Error Domain

This document is part of the BioCompute Object User Guide

2.8 Error Domain, acceptable range of variability “error_domain”

The error domain can be used to determine what range of input returns outputs that are within the tolerance level defined in this subdomain and therefore can be used to optimize algorithm. It consists of two subdomains: empirical and algorithmic.

The empirical error subdomain contains empirically determined values such as limits of detectability, false positives, false negatives, statistical confidence of outcomes, etc. This can be measured by running the algorithm on multiple data samples of the usability domain or through the use of carefully designed in-silico data.
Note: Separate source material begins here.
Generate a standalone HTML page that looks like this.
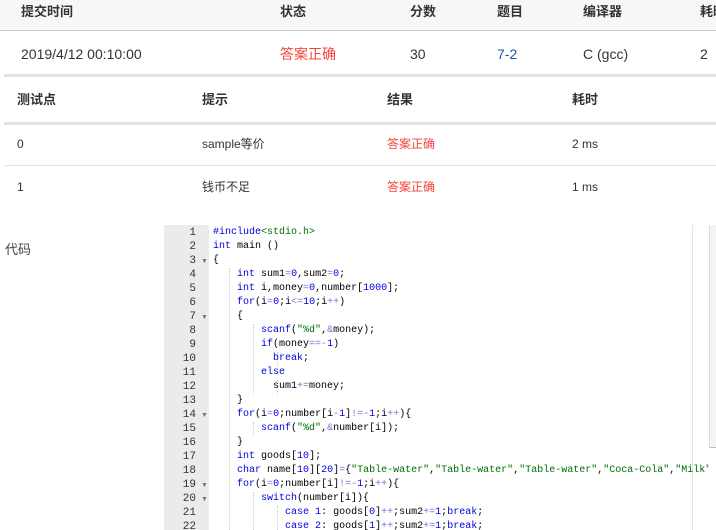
<!DOCTYPE html>
<html><head><meta charset="utf-8"><style>
*{margin:0;padding:0;box-sizing:border-box}
body{width:716px;height:530px;overflow:hidden;background:#fff;font-family:"Liberation Sans","Noto Sans CJK SC",sans-serif;font-size:13px;color:#333;position:relative}
.a{position:absolute;white-space:nowrap;line-height:16px}
.h{font-weight:bold;color:#333}
.big{font-size:14px}
.red{color:#f5433b}
.code{position:absolute;left:164px;top:225px;width:545px;height:305px;overflow:hidden;background:#fff}
.gut{position:absolute;left:0;top:0;width:45px;height:305px;background:#ebebeb}
.ln{position:absolute;left:0;width:32px;text-align:right;font-family:"Liberation Mono",monospace;font-size:11px;color:#333;line-height:14px;margin-top:1px}
.fold{position:absolute;left:37px;font-size:7px;color:#777;margin-top:2px}
.cl{position:absolute;left:49px;font-family:"Liberation Mono",monospace;font-size:10px;white-space:pre;color:#000;line-height:14px;margin-top:1px}
.k{color:#0000e0}.n{color:#0000e0}.s{color:#007000}.o{color:#6a7dd6}
.g{position:absolute;width:0;border-left:1px dotted #ccc}
</style></head><body>
<div class="a" style="left:0;top:0;width:716px;height:31px;background:#f7f7f7;border-bottom:1px solid #c8c8c8"></div>
<div class="a h" style="left:21px;top:4px">提交时间</div>
<div class="a h" style="left:280px;top:4px">状态</div>
<div class="a h" style="left:410px;top:4px">分数</div>
<div class="a h" style="left:497px;top:4px">题目</div>
<div class="a h" style="left:583px;top:4px">编译器</div>
<div class="a h" style="left:700px;top:4px">耗时</div>
<div class="a big" style="left:21px;top:46px">2019/4/12 00:10:00</div>
<div class="a red big" style="left:280px;top:46px">答案正确</div>
<div class="a big" style="left:410px;top:46px">30</div>
<div class="a big" style="left:497px;top:46px;color:#1d5aa8">7-2</div>
<div class="a big" style="left:583px;top:46px">C (gcc)</div>
<div class="a big" style="left:700px;top:46px">2</div>
<div class="a" style="left:4px;top:74px;width:712px;height:3px;background:#e3e4e8"></div>
<div class="a h" style="left:17px;top:92px">测试点</div>
<div class="a h" style="left:202px;top:92px">提示</div>
<div class="a h" style="left:387px;top:92px">结果</div>
<div class="a h" style="left:572px;top:92px">耗时</div>
<div class="a" style="left:4px;top:122px;width:712px;height:3px;background:#e3e4e8"></div>
<div class="a" style="left:17px;top:136px;font-size:12px">0</div>
<div class="a" style="left:202px;top:136px;font-size:12px">sample等价</div>
<div class="a red" style="left:387px;top:136px;font-size:12px">答案正确</div>
<div class="a" style="left:572px;top:136px;font-size:12px">2 ms</div>
<div class="a" style="left:4px;top:165px;width:712px;height:1px;background:#e3e4e8"></div>
<div class="a" style="left:17px;top:179px;font-size:12px">1</div>
<div class="a" style="left:202px;top:179px;font-size:12px">钱币不足</div>
<div class="a red" style="left:387px;top:179px;font-size:12px">答案正确</div>
<div class="a" style="left:572px;top:179px;font-size:12px">1 ms</div>
<div class="a" style="left:5px;top:242px;font-size:13px;color:#444">代码</div>
<div class="a" style="left:709px;top:225px;width:7px;height:223px;background:#f4f4f4;border-left:1px solid #ddd;border-bottom:1px solid #bbb"></div>
<div class="code">
<div class="gut"></div>
<div class="a" style="left:528px;top:0;width:1px;height:305px;background:#e4e4e4"></div>
</div>
<div class="code" style="background:none">
<div class="ln" style="top:0px">1</div><div class="ln" style="top:14px">2</div><div class="ln" style="top:28px">3</div><div class="ln" style="top:42px">4</div><div class="ln" style="top:56px">5</div><div class="ln" style="top:70px">6</div><div class="ln" style="top:84px">7</div><div class="ln" style="top:98px">8</div><div class="ln" style="top:112px">9</div><div class="ln" style="top:126px">10</div><div class="ln" style="top:140px">11</div><div class="ln" style="top:154px">12</div><div class="ln" style="top:168px">13</div><div class="ln" style="top:182px">14</div><div class="ln" style="top:196px">15</div><div class="ln" style="top:210px">16</div><div class="ln" style="top:224px">17</div><div class="ln" style="top:238px">18</div><div class="ln" style="top:252px">19</div><div class="ln" style="top:266px">20</div><div class="ln" style="top:280px">21</div><div class="ln" style="top:294px">22</div>
<div class="fold" style="top:31px">▼</div><div class="fold" style="top:87px">▼</div><div class="fold" style="top:185px">▼</div><div class="fold" style="top:255px">▼</div><div class="fold" style="top:269px">▼</div>
<div class="g" style="left:65px;top:43px;height:262px"></div>
<div class="g" style="left:89px;top:99px;height:70px"></div>
<div class="g" style="left:89px;top:197px;height:14px"></div>
<div class="g" style="left:89px;top:267px;height:38px"></div>
<div class="g" style="left:113px;top:127px;height:14px"></div>
<div class="g" style="left:113px;top:155px;height:14px"></div>
<div class="g" style="left:113px;top:281px;height:24px"></div>
<div class="cl" style="top:0px"><span class="k">#include</span><span class="s">&lt;stdio.h&gt;</span></div>
<div class="cl" style="top:14px"><span class="k">int</span> main ()</div>
<div class="cl" style="top:28px">{</div>
<div class="cl" style="top:42px">    <span class="k">int</span> sum1<span class="o">=</span><span class="n">0</span>,sum2<span class="o">=</span><span class="n">0</span>;</div>
<div class="cl" style="top:56px">    <span class="k">int</span> i,money<span class="o">=</span><span class="n">0</span>,number[<span class="n">1000</span>];</div>
<div class="cl" style="top:70px">    <span class="k">for</span>(i<span class="o">=</span><span class="n">0</span>;i<span class="o">&lt;=</span><span class="n">10</span>;i<span class="o">++</span>)</div>
<div class="cl" style="top:84px">    {</div>
<div class="cl" style="top:98px">        <span class="k">scanf</span>(<span class="s">"%d"</span>,<span class="o">&amp;</span>money);</div>
<div class="cl" style="top:112px">        <span class="k">if</span>(money<span class="o">==-</span><span class="n">1</span>)</div>
<div class="cl" style="top:126px">          <span class="k">break</span>;</div>
<div class="cl" style="top:140px">        <span class="k">else</span></div>
<div class="cl" style="top:154px">          sum1<span class="o">+=</span>money;</div>
<div class="cl" style="top:168px">    }</div>
<div class="cl" style="top:182px">    <span class="k">for</span>(i<span class="o">=</span><span class="n">0</span>;number[i<span class="o">-</span><span class="n">1</span>]<span class="o">!=-</span><span class="n">1</span>;i<span class="o">++</span>){</div>
<div class="cl" style="top:196px">        <span class="k">scanf</span>(<span class="s">"%d"</span>,<span class="o">&amp;</span>number[i]);</div>
<div class="cl" style="top:210px">    }</div>
<div class="cl" style="top:224px">    <span class="k">int</span> goods[<span class="n">10</span>];</div>
<div class="cl" style="top:238px">    <span class="k">char</span> name[<span class="n">10</span>][<span class="n">20</span>]<span class="o">=</span>{<span class="s">"Table-water"</span>,<span class="s">"Table-water"</span>,<span class="s">"Table-water"</span>,<span class="s">"Coca-Cola"</span>,<span class="s">"Milk"</span>,</div>
<div class="cl" style="top:252px">    <span class="k">for</span>(i<span class="o">=</span><span class="n">0</span>;number[i]<span class="o">!=-</span><span class="n">1</span>;i<span class="o">++</span>){</div>
<div class="cl" style="top:266px">        <span class="k">switch</span>(number[i]){</div>
<div class="cl" style="top:280px">            <span class="k">case</span> <span class="n">1</span>: goods[<span class="n">0</span>]<span class="o">++</span>;sum2<span class="o">+=</span><span class="n">1</span>;<span class="k">break</span>;</div>
<div class="cl" style="top:294px">            <span class="k">case</span> <span class="n">2</span>: goods[<span class="n">1</span>]<span class="o">++</span>;sum2<span class="o">+=</span><span class="n">1</span>;<span class="k">break</span>;</div>
</div>
</body></html>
For example, a set of spiked, well-characterized samples can be run through the algorithm to determine the false positives, negatives, and limits of detection.

The algorithmic subdomain is descriptive of errors that originate by fuzziness of the algorithms, driven by stochastic processes, in dynamically parallelized multi-threaded executions, or in machine learning methodologies where the state of the machine can affect the outcome. This can be measured by taking a random subset of the data and re-running the analysis, or using some rigorous mathematical modeling of the accumulated errors and providing confidence values. For example, bootstrapping is frequently used with stochastic simulation based algorithms to accumulate sets of outcomes and estimate statistically significant variability for the results.

For data integration BCOs used to develop knowledgebases, the error domain can, for example, contain rules that determine inclusion in the knowledgebase and reference to data that pass and fail the set of rules.

The possible keys within each subdomain are workflow-specific, free text which should be readable for a human.

    "error_domain": {
        "empirical_error": {
            "false_negative_alignment_hits": "<0.0010", 
            "false_discovery": "<0.05"
        }, 

        "algorithmic_error": { 
            "false_positive_mutation_calls": "<0.00005", 
            "false_discovery": "0.005"
        }
    }